Take the too-similar trap first. Put two humanist sans-serifs side by side, each with the same general proportions and a near-identical feel, and the reader’s eye cannot tell whether you chose two faces on purpose or whether one is a mistake left in by accident. There is contrast, but not enough to read as intentional, so the difference registers as sloppiness rather than design. Pairing works through one of two routes: clear contrast, where the faces are different enough that the relationship is obviously deliberate, or shared structure, where the faces are different in style but built on compatible bones so they feel like family. The narrow gap between those two routes is where most clashes live.

The proportion fight is the more technical culprit and the easiest to miss. Every typeface has an x-height, the height of its lowercase letters relative to its capitals. Pair a face with a tall x-height against one with a short x-height at the same point size and the two will look like different sizes even though they are not, because one’s lowercase looms larger than the other’s. A concrete version: set a heading in a face whose x-height is generous and the body in a classic face whose x-height is modest, match the nominal sizes, and the body will read as oddly small and disconnected from the heading. The same trap shows up with stroke contrast, a high-contrast face with hairline thins next to a monolinear face whose strokes are all one weight, and with era, a geometric face built in the machine age beside a calligraphic face rooted in handwriting. Each mismatch quietly tells the eye these do not belong together.

The point worth naming is that contrast and shared structure are not opposites you must choose between; the strongest pairings often use both, faces that differ clearly in category yet share a skeleton, like a serif and a sans drawn by the same foundry to be companions, or two faces that simply share similar proportions and contrast. And not every mismatch is fatal: a deliberate, large contrast in era or style can be exactly the tension a brand wants, as long as it reads as a choice and not a glitch. The failure is the accidental near-miss, not bold difference handled on purpose.

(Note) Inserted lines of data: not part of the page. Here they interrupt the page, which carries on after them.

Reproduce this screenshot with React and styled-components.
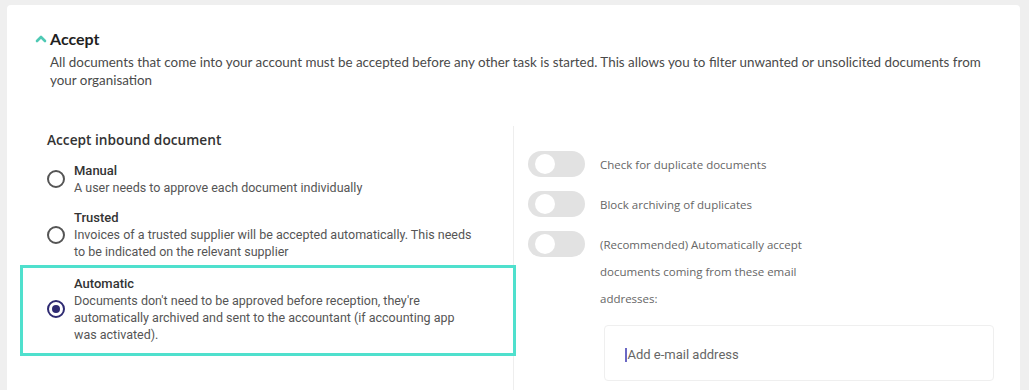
import React from "react";
import styled, { createGlobalStyle } from "styled-components";

const Global = createGlobalStyle`
  html, body { margin: 0; padding: 0; background: #efefef; }
  body { height: 390px; overflow: hidden; }
  * { box-sizing: border-box; }
`;

const Page = styled.div`
  padding: 5px 9px 0 7px;
  height: 390px;
`;

const Card = styled.section`
  background: #fff;
  border-radius: 4px 4px 0 0;
  height: 100%;
  padding: 0 13px;
  display: flex;
  flex-direction: column;
  overflow: hidden;
  font-family: Lato, "Open Sans", sans-serif;
`;

const Header = styled.header`
  padding: 24px 0 0 15px;
`;

const TitleRow = styled.div`
  display: flex;
  align-items: center;
  gap: 3px;
`;

const Title = styled.h2`
  margin: 0;
  font-family: Lato, sans-serif;
  font-weight: 700;
  font-size: 16px;
  line-height: 20px;
  color: #1f1f1f;
`;

const Description = styled.p`
  margin: 4px 0 0 15px;
  font-family: Lato, sans-serif;
  font-size: 13.4px;
  line-height: 18px;
  color: #4a4a4a;
  max-width: 940px;
`;

const Columns = styled.div`
  display: grid;
  grid-template-columns: 493px 1fr;
  margin-top: 37px;
  flex: 1;
  min-height: 0;
`;

const LeftCol = styled.div`
  padding-top: 4px;
`;

const RightCol = styled.div`
  border-left: 1px solid #eeeeee;
  padding: 25px 0 0 14px;
`;

const SectionTitle = styled.h3`
  margin: 0 0 0 27px;
  font-family: "Open Sans", sans-serif;
  font-weight: 600;
  font-size: 13.7px;
  line-height: 20px;
  color: #333;
`;

const Options = styled.div`
  display: flex;
  flex-direction: column;
  gap: 13px;
  margin-top: 12px;
`;

const Option = styled.label`
  display: flex;
  align-items: center;
  gap: 9px;
  padding: ${(p) => (p.$selected ? "7px 8px 10px 24px" : "0 8px 0 27px")};
  border: ${(p) => (p.$selected ? "3px solid #4fe0cd" : "none")};
  margin-right: ${(p) => (p.$selected ? "-3px" : "0")};
  margin-top: ${(p) => (p.$selected ? "-8px" : "0")};
  position: relative;
  cursor: pointer;
`;

const Radio = styled.span`
  flex: none;
  width: 18px;
  height: 18px;
  border-radius: 50%;
  border: 2px solid ${(p) => (p.$checked ? "#2e2a72" : "#555")};
  display: flex;
  align-items: center;
  justify-content: center;
  &::after {
    content: "";
    width: 8px;
    height: 8px;
    border-radius: 50%;
    background: ${(p) => (p.$checked ? "#2e2a72" : "transparent")};
  }
`;

const OptionText = styled.div`
  font-family: Roboto, sans-serif;
  max-width: 405px;
`;

const OptionTitle = styled.div`
  font-size: 13px;
  font-weight: 500;
  line-height: 17px;
  color: #333;
`;

const OptionDesc = styled.div`
  font-size: 12.5px;
  line-height: 17px;
  color: #555;
`;

const ToggleList = styled.div`
  display: flex;
  flex-direction: column;
  gap: 13px;
`;

const ToggleRow = styled.div`
  display: flex;
  align-items: flex-start;
  gap: 15px;
`;

const Toggle = styled.span`
  flex: none;
  width: 57px;
  height: 26px;
  border-radius: 13px;
  background: #e2e2e2;
  position: relative;
  &::after {
    content: "";
    position: absolute;
    left: 7px;
    top: 3px;
    width: 20px;
    height: 20px;
    border-radius: 50%;
    background: #fff;
  }
`;

const ToggleLabel = styled.span`
  font-family: "Open Sans", sans-serif;
  font-size: 11.5px;
  line-height: 27px;
  color: #666;
  max-width: ${(p) => (p.$narrow ? "215px" : "none")};
`;

const EmailBox = styled.div`
  margin: 13px 0 0 76px;
  width: 390px;
  height: 56px;
  border: 1px solid #efefef;
  border-radius: 4px;
  display: flex;
  align-items: center;
  padding-left: 20px;
  padding-top: 3px;
`;

const Caret = styled.span`
  width: 1.5px;
  height: 14px;
  background: #6b68c4;
  margin-right: 1px;
`;

const Placeholder = styled.span`
  font-family: Roboto, sans-serif;
  font-size: 13px;
  color: #666;
`;

const Chevron = () => (
  <svg width="12" height="10" viewBox="0 0 12 10">
    <path d="M2 7 L6 3 L10 7" fill="none" stroke="#4fc9b4" strokeWidth="2.6" strokeLinecap="round" strokeLinejoin="round" />
  </svg>
);

const options = [
  { title: "Manual", desc: "A user needs to approve each document individually" },
  { title: "Trusted", desc: "Invoices of a trusted supplier will be accepted automatically. This needs to be indicated on the relevant supplier" },
  { title: "Automatic", desc: "Documents don't need to be approved before reception, they're automatically archived and sent to the accountant (if accounting app was activated).", selected: true },
];

export default function App() {
  return (
    <>
      <Global />
      <Page>
        <Card>
          <Header>
            <TitleRow>
              <Chevron />
              <Title>Accept</Title>
            </TitleRow>
            <Description>
              All documents that come into your account must be accepted before any other task is started. This allows you to filter unwanted or unsolicited documents from your organisation
            </Description>
          </Header>
          <Columns>
            <LeftCol>
              <SectionTitle>Accept inbound document</SectionTitle>
              <Options>
                {options.map((o) => (
                  <Option key={o.title} $selected={o.selected}>
                    <Radio $checked={o.selected} />
                    <OptionText>
                      <OptionTitle>{o.title}</OptionTitle>
                      <OptionDesc>{o.desc}</OptionDesc>
                    </OptionText>
                  </Option>
                ))}
              </Options>
            </LeftCol>
            <RightCol>
              <ToggleList>
                <ToggleRow>
                  <Toggle />
                  <ToggleLabel>Check for duplicate documents</ToggleLabel>
                </ToggleRow>
                <ToggleRow>
                  <Toggle />
                  <ToggleLabel>Block archiving of duplicates</ToggleLabel>
                </ToggleRow>
                <ToggleRow>
                  <Toggle />
                  <ToggleLabel $narrow>
                    (Recommended) Automatically accept documents coming from these email addresses:
                  </ToggleLabel>
                </ToggleRow>
              </ToggleList>
              <EmailBox>
                <Caret />
                <Placeholder>Add e-mail address</Placeholder>
              </EmailBox>
            </RightCol>
          </Columns>
        </Card>
      </Page>
    </>
  );
}
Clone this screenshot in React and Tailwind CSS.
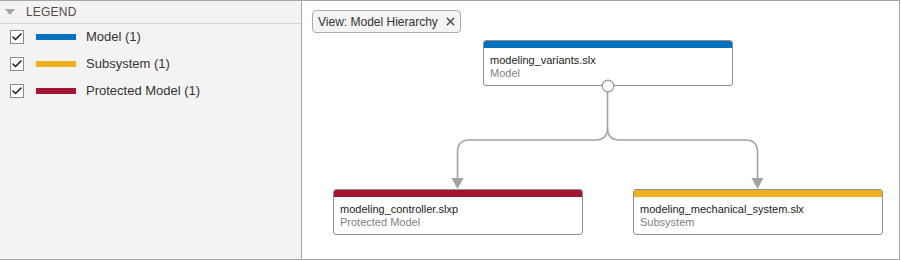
import { Check, X } from 'lucide-react'

const legend = [
  { label: 'Model (1)',           color: 'bg-[#0072bd]' },
  { label: 'Subsystem (1)',       color: 'bg-[#edb120]' },
  { label: 'Protected Model (1)', color: 'bg-[#a2142f]' },
]

function Node({ name, kind, bar, className }) {
  return (
    <div className={`absolute w-[250px] h-[46px] bg-white border border-[#8f8f8f] rounded-[3px] overflow-hidden ${className}`}>
      <div className={`h-[7px] ${bar}`} />
      <div className="pl-[6px] pt-[6px] text-[11px] leading-[13px]">
        <p className="text-[#1a1a1a]">{name}</p>
        <p className="text-[#7f7f7f]">{kind}</p>
      </div>
    </div>
  )
}

export default function App() {
  return (
    <div className="w-[900px] h-[260px] flex border-t border-b border-r border-[#a6a6a6] font-['Liberation_Sans',Arial,sans-serif]">
      {/* Legend */}
      <aside className="w-[302px] shrink-0 bg-[#f3f3f3] border-r border-[#a6a6a6]">
        <div className="h-[23px] flex items-center border-b border-[#d6d6d6]">
          <svg width="10" height="6" viewBox="0 0 10 6" className="ml-[5px] mr-[11px]">
            <polygon points="0,0 10,0 5,6" fill="#a3a3a3" />
          </svg>
          <span className="text-[12px] text-[#5a4848] tracking-[0.2px]">LEGEND</span>
        </div>
        <div className="-mt-[1px]">
          {legend.map(item => (
            <div key={item.label} className="h-[27px] flex items-center">
              <span className="ml-[10px] w-[14px] h-[14px] bg-white border border-[#8a8a8a] flex items-center justify-center">
                <Check size={12} strokeWidth={3.2} className="text-[#1f1f1f]" />
              </span>
              <span className={`ml-[12px] w-[40px] h-[6px] ${item.color}`} />
              <span className="ml-[10px] text-[13px] text-[#333333]">{item.label}</span>
            </div>
          ))}
        </div>
      </aside>

      {/* Canvas */}
      <main className="relative flex-1 bg-white">
        <div className="absolute left-[10px] top-[9px] h-[23px] w-[149px] flex items-center justify-between pl-[5px] pr-[3px] bg-[#f4f4f4] border border-[#ababab] rounded-[4px] text-[12px] text-[#333333]">
          <span>View: Model Hierarchy</span>
          <X size={13} strokeWidth={2.6} className="text-[#444444]" />
        </div>

        <svg className="absolute inset-0" width="598" height="258" viewBox="0 0 598 258">
          <g fill="none" stroke="#a3a3a3" strokeWidth="1.6">
            <path d="M305.5 90 V127 Q305.5 139 293.5 139 H167.5 Q155.5 139 155.5 151 V178" />
            <path d="M305.5 127 Q305.5 139 317.5 139 H443.5 Q455.5 139 455.5 151 V178" />
          </g>
          <polygon points="149.5,177 161.5,177 155.5,188" fill="#a3a3a3" />
          <polygon points="449.5,177 461.5,177 455.5,188" fill="#a3a3a3" />
        </svg>

        <Node name="modeling_variants.slx" kind="Model" bar="bg-[#0072bd]" className="left-[181px] top-[39px]" />
        <Node name="modeling_controller.slxp" kind="Protected Model" bar="bg-[#a2142f]" className="left-[31px] top-[188px]" />
        <Node name="modeling_mechanical_system.slx" kind="Subsystem" bar="bg-[#edb120]" className="left-[331px] top-[188px]" />

        <svg className="absolute left-[299px] top-[78px]" width="14" height="14" viewBox="0 0 14 14">
          <circle cx="7" cy="7" r="5.8" fill="white" stroke="#969696" strokeWidth="1.3" />
        </svg>
      </main>
    </div>
  )
}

So pair fonts by relationship, not by collecting two faces you each admire. Decide whether you want the pairing to read through clear contrast or shared structure, then check the practical attributes before committing: set both faces in real headings and body, compare their x-heights at matched sizes and adjust until the two look proportionally right together, and look for any era or stroke-contrast fight. If the relationship is deliberate, the pairing holds; if it is an uncanny near-match, change one face until the difference reads as intent.